Other Members of the Committee are:
1. Mr. Casimir T. Akagbosu, AIG (rtd.), mni
2. Mr. Bashir A. Albasu, AIG (rtd.), fwc.
3. Major Gen. S.N. Chikwe, rtd.
4. Prof. S.D. Mukoro
5. Dr. Fabian Ajogwu, SAN
6. Aisha Larai Tukur
7. Solicitor General of the Federation
8. Permanent Secretary, SSO, Office of the SGF to serve as the Secretary to the Committee
The statement further listed the committee’s terms of reference as follows:
1. To identify the challenges and factors militating against effective performance in the Nigeria Police Force and make recommendations for addressing the challenges.
2. To examine the scope and standard of training and other personnel development activities in the Police to determine their adequacy or otherwise.
3. To determine the general and specific causes of the collapse of public confidence in the police and recommend ways of restoring public trust in the institution.
4. To examine records of performance of Officers and Men of the Nigeria Police Force with a view to identifying those that can no longer fit into the system due to declining productivity, age, indiscipline, corruption and/or disloyalty;
5. To make any other recommendations for the improvement of the Nigeria Police Force.
The statement added that the Committee’s recommendations shall be implemented along with those by previous committees set up by Government on the reform of the Nigeria Police Force.
Jos crisis panel recommends Police chief Abubakar for retirement (The Nation, 17/02/2010)
The Justice Niki Tobi panel on the Jos 2001 crisis has recommended the retirement of Assistant Inspector-General of Police (AIG), Zone 5, Muhammed Abubakar.
Abubakar was Plateau State Commissioner of Police during the ciris.
The panel was constituted by former Governor Joshua Dariye to look into the September 7, 2001 crisis. Since it concluded its sitting, its report was not made public until yesterday.
In a White Paper released in Jos, the state capital yesterday, the panel suggested that Abubakar should be dismissed if he refuses to retire.

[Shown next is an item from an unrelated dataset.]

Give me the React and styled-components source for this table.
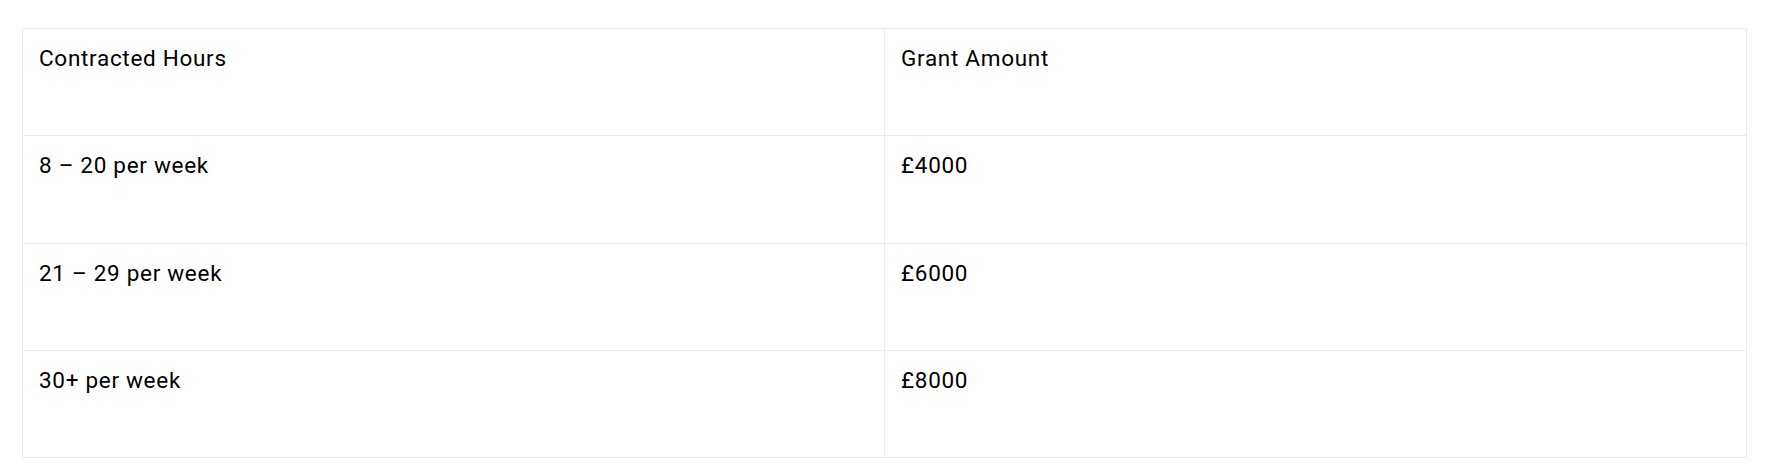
import React from "react";
import styled, { createGlobalStyle } from "styled-components";

const Global = createGlobalStyle`
  html, body { margin: 0; padding: 0; background: #ffffff; }
  body { font-family: Roboto, "Noto Sans", Arial, sans-serif; color: #000000; }
`;

const Page = styled.div`
  padding: 28px 19px 14px 22px;
`;

const Table = styled.table`
  width: 1725px;
  border-collapse: collapse;
  table-layout: fixed;
`;

const Cell = styled.td`
  width: 50%;
  height: 107.25px;
  box-sizing: border-box;
  border: 1px solid #ebebeb;
  padding: 13px 16px;
  vertical-align: top;
  font-size: 22.5px;
  letter-spacing: 0.7px;
  line-height: 33px;
  font-weight: 400;
  color: #000000;
`;

const rows = [
  ["Contracted Hours", "Grant Amount"],
  ["8 – 20 per week", "£4000"],
  ["21 – 29 per week", "£6000"],
  ["30+ per week", "£8000"],
];

export default function App() {
  return (
    <>
      <Global />
      <Page>
        <Table>
          <tbody>
            {rows.map((r, i) => (
              <tr key={i}>
                <Cell>{r[0]}</Cell>
                <Cell>{r[1]}</Cell>
              </tr>
            ))}
          </tbody>
        </Table>
      </Page>
    </>
  );
}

The panel said: "Religious fanatics should not be posted to head state police commands. The commission recommends that for his ignoble role during the September 2001 crisis which resulted in the loss of lives, the former Commissioner of Police, Plateau State Command, Alhaji M.D. Abubakar, be advised to retire from the Nigeria Police Force and in the event of his refusal to do so, he should be dismissed from the service."
It recommended that the Hausa/Fulani should be encouraged to discuss with other communities and "accept the ownership of Jos by the Ajizere, Anaguta and Berom".
"Anything short of that will not make for peace", the panel added.
It noted: "The non-implementation by government of the report of previous commissions of enquiries and in particular the report of the commission of enquiry into the riots of April 12, 1994 in Jos metropolis (the main features of which are very similar to the September 2001 civil disturbances) is a sure recipe for a repeat performance of such disturbances".
The government also released a White Paper on the Justice Aribiton Fibersima panel on the Jos 1994 crisis. The panel investigated the April 1994 Jos crisis.
Its report said: "There was strong and convincing evidence before the commission that: on April 11, 1994, just a day before the fateful day, Alhaji Yaya Aga Abubakar, the President of Jasawa Development Association, in the company of Alhaji Aminu Mato’s younger brother, Sanusi Mato, held a meeting at Masallaci Juma at Jos with the Jasawa community during which they resolved to carry out a demonstration the following day.
"So, Yaya Abubakar and Sanusi Mato were directly connected with riots. They were the leaders of the insurrection that brought disaster and shame to Jos metropolis, to Plateau State and to Nigeria, that brought death and destruction of lives and properties".
"A recurrent friction for many years between the Berom, Anaguta and Afizere on the one hand and the Hausa/Fulani tribe on the other hand is the remote cause of the riots. Each part of lays claim to Jos."
The report urged the government "to spread its intelligence gathering network far and wide to cover all individuals and organisations (such as religious, cultural, and social organisations) that could be potentially dangerous to peace and order."